Pierrot : une vie en prison
 
 Sorti en 2002 de prison après trente-deux ans d’incarcération, Pierrot se raconte tel qu’il est et tel que fut sa vie, dans son livre "La vie sur place". Voyou dans l’âme, l’homme ne se cherche pas d’excuses. Il se sait marginalisé mais une autre vie commence pour lui à soixante ans. Témoignage. 

 
Tout commence dans les années soixante. Quelques vols de voitures et quelques tiroirs de caisses fracturés. Du haut de ses dix-neuf ans, Pierrot était inconscient et ignorait tout de la réalité. Mais la sanction fut lourde : huit ans ferme. "Cet enfant sera aviateur", avait dit une voyante à la mère de Pierrot. Du présage à la réalité, il n’y a qu’un pas. Pierrot a volé, en effet.

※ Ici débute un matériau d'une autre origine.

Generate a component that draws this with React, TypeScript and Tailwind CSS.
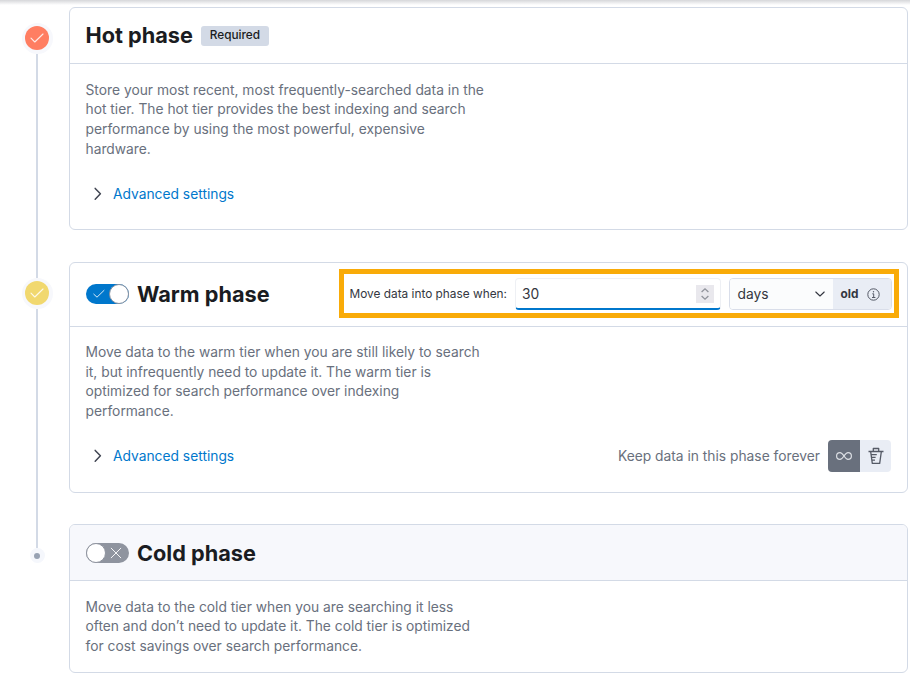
import type { ReactNode } from "react";

function StatusIcon({ color }: { color: string }) {
  return (
    <div className="flex size-[31px] shrink-0 items-center justify-center rounded-full bg-[#f7f8fc]">
      <div className={`flex size-[24px] items-center justify-center rounded-full ${color}`}>
        <svg width="16" height="16" viewBox="0 0 16 16" fill="none" stroke="#fff" strokeOpacity="0.85" strokeWidth="1.1" strokeLinecap="round" strokeLinejoin="round">
          <path d="M2 8.2 L5.8 12 L14 4" />
        </svg>
      </div>
    </div>
  );
}

function Timeline() {
  return (
    <div className="flex w-[69px] shrink-0 flex-col pt-[22.5px] pl-[21.8px]">
      <div className="flex w-[31px] flex-col items-center">
        <StatusIcon color="bg-[#ff7e62]" />
        <div className="h-[224px] w-[2px] bg-[#d3dae6]" />
        <StatusIcon color="bg-[#f1d86f]" />
        <div className="h-[239.5px] w-[2px] bg-[#d3dae6]" />
        <div className="flex size-[15px] items-center justify-center rounded-full bg-[#f5f7fc]">
          <div className="size-[6px] rounded-full bg-[#98a2b3]" />
        </div>
      </div>
    </div>
  );
}

function Title({ children }: { children: ReactNode }) {
  return <h2 className="text-[21.7px] leading-[28px] font-bold whitespace-nowrap text-[#1a1c21]">{children}</h2>;
}

function Description({ lines }: { lines: string[] }) {
  return (
    <p className="text-[13.81px] leading-[19.7px] whitespace-nowrap text-[#69707d]">
      {lines.map((line) => (
        <span key={line} className="block">{line}</span>
      ))}
    </p>
  );
}

function AdvancedSettings() {
  return (
    <button className="flex items-center pl-[4px] text-[13.8px] leading-[20px] text-[#0077cc]">
      <svg className="mr-[7.5px]" width="16" height="16" viewBox="0 0 16 16" fill="none" stroke="#404552" strokeWidth="1.5" strokeLinecap="round" strokeLinejoin="round">
        <path d="M5.2 2.4 L10.4 7.8 L5.2 13.2" />
      </svg>
      Advanced settings
    </button>
  );
}

function Toggle({ on }: { on: boolean }) {
  return on ? (
    <div className="flex h-[20px] w-[43.5px] items-center justify-between rounded-full bg-[#0077cc] pl-[7px]">
      <svg width="12" height="12" viewBox="0 0 12 12" fill="none" stroke="#fff" strokeOpacity="0.85" strokeWidth="1" strokeLinecap="round" strokeLinejoin="round">
        <path d="M0.8 6.2 L4 9.2 L11 2.4" />
      </svg>
      <div className="size-[20px] rounded-full border border-[#8b929f] bg-white" />
    </div>
  ) : (
    <div className="flex h-[20px] w-[43.5px] items-center justify-between rounded-full bg-[#8f949f] pr-[7px]">
      <div className="size-[20px] rounded-full border border-[#8f949f] bg-white" />
      <svg width="12" height="12" viewBox="0 0 12 12" fill="none" stroke="#fff" strokeOpacity="0.9" strokeWidth="1" strokeLinecap="round">
        <path d="M1.2 1.2 L10.8 10.8 M10.8 1.2 L1.2 10.8" />
      </svg>
    </div>
  );
}

function MinimumAge() {
  return (
    <div className="ml-auto flex h-[49px] w-[560px] items-center border-[5px] border-[#f9ab08] pl-[5.5px]">
      <span className="w-[165px] pt-[2px] text-[11.85px] whitespace-nowrap text-[#343741]">Move data into phase when:</span>
      <div className="mt-[1px] flex h-[32px] w-[206px] items-center justify-between rounded-[4px] border border-b-2 border-[#eef0f4] border-b-[#0077cc] bg-white pr-[6px] pl-[6.5px] text-[13.8px] text-[#343741]">
        <span className="pt-[2px]">30</span>
        <div className="flex h-[18px] w-[18px] items-center justify-center bg-[#e9e8ed]">
          <svg width="10" height="14" viewBox="0 0 10 14" fill="none" stroke="#90939b" strokeWidth="1.3">
            <path d="M1.6 5 L5 1.8 L8.4 5 M1.6 9 L5 12.2 L8.4 9" />
          </svg>
        </div>
      </div>
      <div className="mt-[1px] ml-[8px] flex h-[32px] w-[163px] overflow-hidden rounded-[4px] border border-[#d9deea]">
        <div className="flex w-[103px] items-center justify-between bg-[#fbfcfd] pr-[7px] pl-[8px] text-[13.8px] text-[#343741]">
          <span className="pt-[1px]">days</span>
          <svg width="12" height="12" viewBox="0 0 12 12" fill="none" stroke="#343741" strokeWidth="1.1" strokeLinecap="round" strokeLinejoin="round">
            <path d="M1.8 4 L6 8 L10.2 4" />
          </svg>
        </div>
        <div className="flex flex-1 items-center gap-[9px] bg-[#e9edf5] pl-[8px] text-[11.8px] font-bold text-[#343741]">
          <span className="pt-[2px]">old</span>
          <svg width="13" height="13" viewBox="0 0 13 13" fill="none" stroke="#535865" strokeWidth="1">
            <circle cx="6.5" cy="6.5" r="5.7" />
            <path d="M5.3 5.8 H6.7 V9.5 M5 9.5 H8.4" />
            <circle cx="6.5" cy="3.7" r="0.7" fill="#535865" stroke="none" />
          </svg>
        </div>
      </div>
    </div>
  );
}

function RetentionControl() {
  return (
    <div className="ml-auto flex items-center">
      <span className="mr-[8px] pt-[1px] text-[13.8px] whitespace-nowrap text-[#69707d]">Keep data in this phase forever</span>
      <div className="flex h-[32px] w-[63px] overflow-hidden rounded-[4px]">
        <button className="flex w-[32px] items-center justify-center bg-[#69707d]">
          <svg width="16" height="10" viewBox="0 0 16 10" fill="none" stroke="#dcdfe4" strokeWidth="1.2">
            <path d="M8 5 C6.4 2.6 5.4 1.6 4 1.6 A3.4 3.4 0 0 0 4 8.4 C5.4 8.4 6.4 7.4 8 5 C9.6 2.6 10.6 1.6 12 1.6 A3.4 3.4 0 0 1 12 8.4 C10.6 8.4 9.6 7.4 8 5 Z" />
          </svg>
        </button>
        <button className="flex w-[31px] items-center justify-center bg-[#e9edf5]">
          <svg width="16" height="18" viewBox="0 0 16 18" fill="none" stroke="#555a66" strokeWidth="1.3" strokeLinejoin="round">
            <path d="M0.5 4.5 H15.5 M5.3 4.3 V1.5 H10.7 V4.3 M2.7 4.8 L4.3 16.4 H11.7 L13.3 4.8 M3.3 7.6 H8.8 M3.7 10.4 H7.6 M4 13.2 H7" />
          </svg>
        </button>
      </div>
    </div>
  );
}

export default function App() {
  return (
    <div className="h-[682px] w-[910px] overflow-hidden bg-white font-['Inter',sans-serif]">
      <div className="h-[5px] bg-linear-to-b from-[#d6d7da] to-white" />
      <div className="-mt-[5px] flex">
        <Timeline />
        <main className="flex w-[839px] flex-col pt-[7px]">
          <section className="h-[223px] rounded-[6px] border border-[#d3dae6]">
            <header className="flex h-[56px] items-center border-b border-[#d3dae6] pl-[15.5px]">
              <div className="-mt-px"><Title>Hot phase</Title></div>
              <span className="ml-[8.5px] flex h-[20px] w-[68px] items-center justify-center rounded-[3px] bg-[#d3dae6] pr-px text-[11.8px] font-medium text-[#1a1c21]">Required</span>
            </header>
            <div className="pt-[16.7px] pl-[15.5px]">
              <Description
                lines={[
                  "Store your most recent, most frequently-searched data in the",
                  "hot tier. The hot tier provides the best indexing and search",
                  "performance by using the most powerful, expensive",
                  "hardware.",
                ]}
              />
              <div className="mt-[24.3px]"><AdvancedSettings /></div>
            </div>
          </section>

          <section className="mt-[32px] h-[231px] rounded-[6px] border border-[#d3dae6]">
            <header className="flex h-[64px] items-center border-b border-[#d3dae6] pr-[8px] pb-[2px] pl-[15.5px]">
              <Toggle on />
              <div className="ml-[8px]"><Title>Warm phase</Title></div>
              <MinimumAge />
            </header>
            <div className="pt-[15.9px] pl-[15.5px]">
              <Description
                lines={[
                  "Move data to the warm tier when you are still likely to search",
                  "it, but infrequently need to update it. The warm tier is",
                  "optimized for search performance over indexing",
                  "performance.",
                ]}
              />
              <div className="mt-[18.2px] flex items-center pr-[16px]">
                <AdvancedSettings />
                <RetentionControl />
              </div>
            </div>
          </section>

          <section className="mt-[31px] h-[149px] overflow-hidden rounded-[6px] border border-[#d3dae6]">
            <header className="flex h-[56px] items-center border-b border-[#d3dae6] bg-[#f7f8fc] pl-[15.5px]">
              <Toggle on={false} />
              <div className="ml-[8px]"><Title>Cold phase</Title></div>
            </header>
            <div className="pt-[16.7px] pl-[15.5px]">
              <Description
                lines={[
                  "Move data to the cold tier when you are searching it less",
                  "often and don’t need to update it. The cold tier is optimized",
                  "for cost savings over search performance.",
                ]}
              />
            </div>
          </section>
        </main>
      </div>
    </div>
  );
}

Calibre au poing ou pas, les braquages se sont succédé, les cambriolages aussi. Les bijouteries, les supermarchés, les banques ou les casinos n’ont jamais eu de secrets pour lui. Néanmoins, cet amoureux du risque a payé le prix de l’argent vite gagné. Condamné à pas moins de quatre-vingt-dix ans de détention, il est resté au total trente-deux ans derrière les barreaux, par le jeu des confusions et remises de peine. Aujourd’hui, il n’a pas de regrets et voit la prison sous un autre angle. "Ma vie en prison a été plus enrichissante que si j’avais été à la mine ou dans une aciérie. En prison, je pense m’être sorti de ma condition initiale qui était d’être charcutier. Toute ma famille était dans la charcuterie, à commencer par mon père. Cette condition était aussi un enfermement. Je me suis sorti de ce monde-là !", concède-t-il.

Pour autant, Pierrot n’essaye pas de légitimer ses erreurs. Loin de lui, l’apologie du banditisme. Il connaît trop la prison pour la considérer comme salvatrice. Les passages à tabac ou les isolements des mitards sont indélébiles. "Les gens faibles n’ont pas leur place en prison. C’est très dur pour quelqu’un qui ne sait pas se défendre. Soit tu suis le chemin des caïds, soit tu te fais casser. La prison, c’est l’école du crime en quelque sorte", ironise-t-il.

Retour à la réalité

Les années se sont écoulées et Pierrot a appris à vieillir entre quatre murs. Mais il ne considère pas sa longue incarcération comme un facteur de vieillissement précoce. Ses trente-deux ans passés dans une cellule lui ont même permis de devenir un lecteur acharné. Il a dévoré des livres par milliers, de Stendhal à Hugo, en passant par Camus, Zola ou San Antonio. Pierrot, l’immobile, assimile volontiers les livres à des compagnons d’évasion : "Au début, les livres étaient un moyen de me cultiver. Lorsque je suis rentré en prison, je n’avais fait qu’une quatrième et j’étais donc assez inculte. En me plongeant dans les bouquins, je me suis ouvert l’esprit. J’ai fini par lire tout ce qui me tombait sous la main. C’était devenu un moyen de m’évader. Lorsque je m’immergeais dans un livre, je n’étais plus en prison le temps de la lecture."

Pierrot s’est longtemps rattaché à l’imaginaire de la littérature. Aujourd’hui, il doit affronter la réalité de la vie. La voie de la rédemption reste sinueuse. Il s’avoue peu en phase avec l’évolution des mentalités : "Je me sens complètement marginalisé. Quand je ne suis pas avec des voyous, je m’ennuie. J’ai un mode de pensée atypique par rapport aux gens". Après avoir retrouvé femme et amis, le sexagénaire veut se ranger. De toute façon, il reconnaît ne plus avoir l’âge pour faire les quatre cents coups. L’heure de la retraite a sonné.